The Who — Townshend, Daltrey, bassist John Entwistle and drummer

Keith Moon — formed in London in 1964. They were a pivotal band in

the British Invasion, with the Beatles, the Rolling Stones and the Kinks.

Townshend wrote such teen anthems as "My Generation" and "The Kids Are

Alright" and was a pioneer of the rock concept album with the 1969 rock

opera Tommy — which featured "Pinball Wizard" (RealAudio

excerpt) — and 1973's Quadrophenia.

Townshend is credited with continually leading the band to explore new

areas musically. Daltrey and Entwistle at times resisted, preferring to

stay with their hard-rock roots.

Moon died of an overdose in 1978 and was replaced by Kenney Jones, formerly

of the Small Faces. Jones played on the Who's past two studio albums,

Face Dances (1981) and It's Hard.

In 1989, Daltrey, Townshend and Entwistle celebrated the Who's 25th

anniversary with a U.S. tour, which featured session drummer Simon Phillips

instead of Jones. This year, Jones put together a 50-track Small Faces

anthology, The Darlings of Wapping Wharf Launderette, distributed

only in the UK.

Without Moon, the Who "will never be the same," Ramone said. "But I'd be

very curious.

"Pete Townshend is God, a true genius with lots of sensitivity and rebellion,"

he continued.

On their U.S. minitour, Daltrey, Entwistle and Townshend are being augmented

by keyboardist John "Rabbit" Bundrick and drummer Zak Starkey —

son of former Beatle Ringo Starr.

It's the first time they've performed as a five-piece band since the

Live Aid charity concert in 1985, Daltrey said. Since then, the Who have

used an expanded format for their reunion shows.

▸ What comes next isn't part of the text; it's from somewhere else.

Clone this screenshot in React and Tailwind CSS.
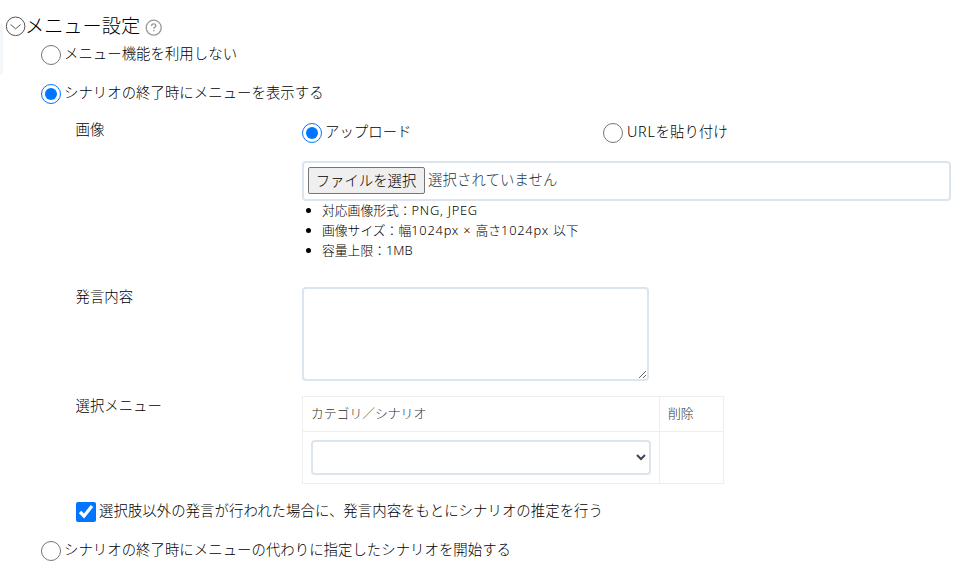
import { useState } from 'react'

function Radio({ name, checked, onChange, className, children }) {
  return (
    <label className={`flex items-center h-5 ${className || ''}`}>
      <input type="radio" name={name} checked={checked} onChange={onChange} className="size-5 shrink-0" />
      <span className="ml-[3px] leading-5 mt-[-2px] tracking-[0.03px] whitespace-nowrap">{children}</span>
    </label>
  )
}

function Row({ label, className, children }) {
  return (
    <div className={`flex ${className || ''}`}>
      <div className="w-[227px] shrink-0 pl-[0.5px] leading-5">{label}</div>
      <div className="flex-1">{children}</div>
    </div>
  )
}

export default function App() {
  const [mode, setMode] = useState('show')
  const [source, setSource] = useState('upload')
  const [guess, setGuess] = useState(true)

  return (
    <div className="flex w-[976px] h-[577px] bg-white text-black text-[14.4px] font-light overflow-hidden font-['Noto_Sans','Noto_Sans_CJK_JP',sans-serif]">
      <div className="w-[3px] h-[50px] mt-6 bg-[#f3f7fa]" />
      <div className="flex-1 pl-[2px] pt-[15px]">
        <h2 className="flex items-center h-[22px] text-[19.2px]">
          <svg width="20" height="21" viewBox="0 0 20 21" fill="none" stroke="#555" strokeWidth="1" className="shrink-0 overflow-visible">
            <circle cx="10.6" cy="10.3" r="9.3" />
            <path d="M5.6 8.5l5 4.3 5-4.3" />
          </svg>
          <span className="leading-[22px] whitespace-nowrap mt-[-1px]">メニュー設定</span>
          <svg width="17" height="17" viewBox="0 0 17 17" fill="none" stroke="#999" className="ml-[5px] mt-[3px] shrink-0">
            <circle cx="8.7" cy="8.7" r="7.5" strokeWidth="1.3" />
            <path d="M6.6 7c0-1.3.9-2.1 2.1-2.1s2.1.7 2.1 1.8c0 1.4-1.9 1.5-1.9 3M8.9 11v1.3" strokeWidth="1.4" />
          </svg>
        </h2>

        <div className="pl-9 pt-2">
          <Radio name="mode" checked={mode === 'none'} onChange={() => setMode('none')}>メニュー機能を利用しない</Radio>
          <Radio name="mode" checked={mode === 'show'} onChange={() => setMode('show')} className="mt-[19px]">
            シナリオの終了時にメニューを表示する
          </Radio>

          <div className="pl-[34px] pt-4">
            <Row label="画像" className="h-[167px]">
              <div className="flex pt-[3px]">
                <Radio name="source" checked={source === 'upload'} onChange={() => setSource('upload')} className="w-[301px]">
                  アップロード
                </Radio>
                <Radio name="source" checked={source === 'url'} onChange={() => setSource('url')}>
                  <span className="tracking-[0.7px] ml-px">URL</span>を貼り付け
                </Radio>
              </div>
              <div className="flex items-center w-[649px] h-10 mt-[18px] pl-1 border-2 border-[#dce5ed] rounded text-[#22364a]">
                <button className="w-[117px] h-[27px] mt-[-2px] bg-[#efefef] border border-[#767676] rounded-[2px] text-black font-light leading-[23px] whitespace-nowrap">
                  <span className="-ml-px">ファイルを選択</span>
                </button>
                <span className="ml-[3px] leading-5 mt-[-2px] tracking-[0.1px]">選択されていません</span>
              </div>
              <ul className="list-disc pl-5 mt-[-1px] text-[12.8px] leading-5">
                <li>対応画像形式：<span className="tracking-[0.75px]">PNG, JPEG</span></li>
                <li>
                  画像サイズ：幅<span className="tracking-[0.8px]">1024px × </span>
                  高さ<span className="tracking-[0.8px]">1024px </span>以下
                </li>
                <li>容量上限：1MB</li>
              </ul>
            </Row>

            <Row label="発言内容" className="h-[109px]">
              <textarea className="block w-[347px] h-[94px] border-2 border-[#dce5ed] rounded resize" />
            </Row>

            <Row label="選択メニュー" className="h-[106px]">
              <table className="w-[422px] border-collapse text-[12.8px] text-[#333] table-fixed">
                <thead>
                  <tr className="h-[35px] text-left">
                    <th className="w-[357px] px-2 border border-[#ecefef] font-light">カテゴリ／シナリオ</th>
                    <th className="px-2 border border-[#ecefef] font-light">削除</th>
                  </tr>
                </thead>
                <tbody>
                  <tr className="h-[52px]">
                    <td className="px-2 border border-[#ecefef]">
                      <select className="block w-[340px] h-[35px] bg-white border-2 border-[#dce5ed] rounded text-[#33475b]" />
                    </td>
                    <td className="border border-[#ecefef]" />
                  </tr>
                </tbody>
              </table>
            </Row>

            <label className="flex items-center h-5 ml-[1px]">
              <input type="checkbox" checked={guess} onChange={() => setGuess(!guess)} className="size-5" />
              <span className="ml-[3px] leading-5 mt-[-2px] tracking-[0.05px]">
                選択肢以外の発言が行われた場合に、発言内容をもとにシナリオの推定を行う
              </span>
            </label>
          </div>

          <Radio name="mode" checked={mode === 'replace'} onChange={() => setMode('replace')} className="mt-[19px]">
            シナリオの終了時にメニューの代わりに指定したシナリオを開始する
          </Radio>
        </div>
      </div>
    </div>
  )
}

"In that sense, it's kind of going backward for us, but I think it's going

backward in a good way," Daltrey said.

Fans who heard the Who play such staples as "I Can't Explain" and "Anyway,

Anyhow, Anywhere" in Las Vegas, said the group sounded better than at

any time since they disbanded.

"It's amazing at that age that they can still sound so great," said

38-year-old John Bez, who had seen the band four other times. "I went to

an Insane Clown Posse show with my kid last week, and all I can say is

there'll never be another Who."

The Who are scheduled to play at the House of Blues in Chicago on Nov.

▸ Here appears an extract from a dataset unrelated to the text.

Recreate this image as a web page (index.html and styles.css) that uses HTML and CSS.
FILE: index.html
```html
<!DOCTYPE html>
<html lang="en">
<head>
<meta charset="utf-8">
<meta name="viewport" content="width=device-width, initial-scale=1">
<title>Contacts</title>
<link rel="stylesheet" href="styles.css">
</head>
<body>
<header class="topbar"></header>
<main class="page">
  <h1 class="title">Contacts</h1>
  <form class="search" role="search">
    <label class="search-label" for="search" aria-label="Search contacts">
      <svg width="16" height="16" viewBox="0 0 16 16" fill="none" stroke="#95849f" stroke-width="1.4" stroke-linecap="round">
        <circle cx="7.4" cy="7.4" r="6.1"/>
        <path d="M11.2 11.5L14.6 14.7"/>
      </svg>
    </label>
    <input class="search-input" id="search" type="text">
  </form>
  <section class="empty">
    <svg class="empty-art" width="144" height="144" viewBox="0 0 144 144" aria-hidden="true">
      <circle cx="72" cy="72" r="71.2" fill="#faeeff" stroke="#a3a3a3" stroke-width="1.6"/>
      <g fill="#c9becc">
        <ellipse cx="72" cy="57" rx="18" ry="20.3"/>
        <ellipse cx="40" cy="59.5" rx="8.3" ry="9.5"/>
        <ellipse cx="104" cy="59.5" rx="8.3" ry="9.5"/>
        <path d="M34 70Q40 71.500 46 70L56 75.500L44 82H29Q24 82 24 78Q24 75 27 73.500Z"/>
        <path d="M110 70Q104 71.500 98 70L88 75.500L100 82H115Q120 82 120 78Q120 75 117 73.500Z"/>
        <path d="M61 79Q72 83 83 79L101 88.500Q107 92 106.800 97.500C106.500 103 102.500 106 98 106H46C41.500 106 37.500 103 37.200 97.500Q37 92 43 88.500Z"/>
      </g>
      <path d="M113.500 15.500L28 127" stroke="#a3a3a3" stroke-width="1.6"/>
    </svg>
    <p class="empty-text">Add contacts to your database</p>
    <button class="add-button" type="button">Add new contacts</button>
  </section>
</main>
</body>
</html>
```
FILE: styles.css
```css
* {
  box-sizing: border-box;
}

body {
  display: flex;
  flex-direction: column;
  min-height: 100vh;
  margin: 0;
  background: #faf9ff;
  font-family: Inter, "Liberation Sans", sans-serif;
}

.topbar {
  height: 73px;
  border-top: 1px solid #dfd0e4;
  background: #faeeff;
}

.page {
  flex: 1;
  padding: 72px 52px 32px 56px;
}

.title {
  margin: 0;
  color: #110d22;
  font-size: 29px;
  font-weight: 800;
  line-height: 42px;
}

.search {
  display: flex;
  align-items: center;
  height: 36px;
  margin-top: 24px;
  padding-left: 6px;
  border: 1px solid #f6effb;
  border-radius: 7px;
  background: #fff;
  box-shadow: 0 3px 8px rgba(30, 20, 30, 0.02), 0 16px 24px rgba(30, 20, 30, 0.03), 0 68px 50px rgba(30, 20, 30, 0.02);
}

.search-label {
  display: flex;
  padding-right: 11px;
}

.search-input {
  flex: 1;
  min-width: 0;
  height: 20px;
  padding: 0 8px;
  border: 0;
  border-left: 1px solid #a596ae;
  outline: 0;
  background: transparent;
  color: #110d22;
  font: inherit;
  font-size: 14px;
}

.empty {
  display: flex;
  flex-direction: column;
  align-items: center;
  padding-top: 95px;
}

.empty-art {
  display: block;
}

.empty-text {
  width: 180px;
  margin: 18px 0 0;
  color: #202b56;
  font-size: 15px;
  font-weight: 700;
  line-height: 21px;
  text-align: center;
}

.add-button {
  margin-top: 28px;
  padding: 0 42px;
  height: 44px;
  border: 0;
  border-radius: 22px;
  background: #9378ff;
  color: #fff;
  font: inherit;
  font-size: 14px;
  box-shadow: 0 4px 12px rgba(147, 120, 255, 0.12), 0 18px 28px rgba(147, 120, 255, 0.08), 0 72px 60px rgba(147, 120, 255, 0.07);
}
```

12–13, with Pearl Jam singer Eddie Vedder opening, to benefit the

Maryville Academy, a residential facility for troubled youths.

Townshend has played benefits for Maryville twice as a solo artist. But

it wasn't his commitment to the cause that initially brought him to raise

money for the charity. Rather, it was "a lapse of judgment some 20 years

ago," said Father David Ryan, chief operating officer at Maryville, which

is affiliated with the Catholic Church.

Ryan said that when he met Townshend in 1996, the singer/songwriter told

him that he felt guilty for canceling a show more than 20 years ago in

Chicago. The guitarist explained that when he and his bandmates arrived

at Chicago's O'Hare International Airport, they ran into some friends

and celebrated with drinks, Ryan said.

"They kept drinking and partying, and when it came time to do the concert,

they weren't able to do it," Ryan said. Years later, Townshend, who

cleaned up in 1982, felt so guilty about canceling the show that he wanted

to "make amends" to the city by playing a benefit for a local charity,

the priest said.

After this month's concerts, Townshend will have raised $1.5 million for

Maryville, whose shelter for girls is called the Peter Townshend Home.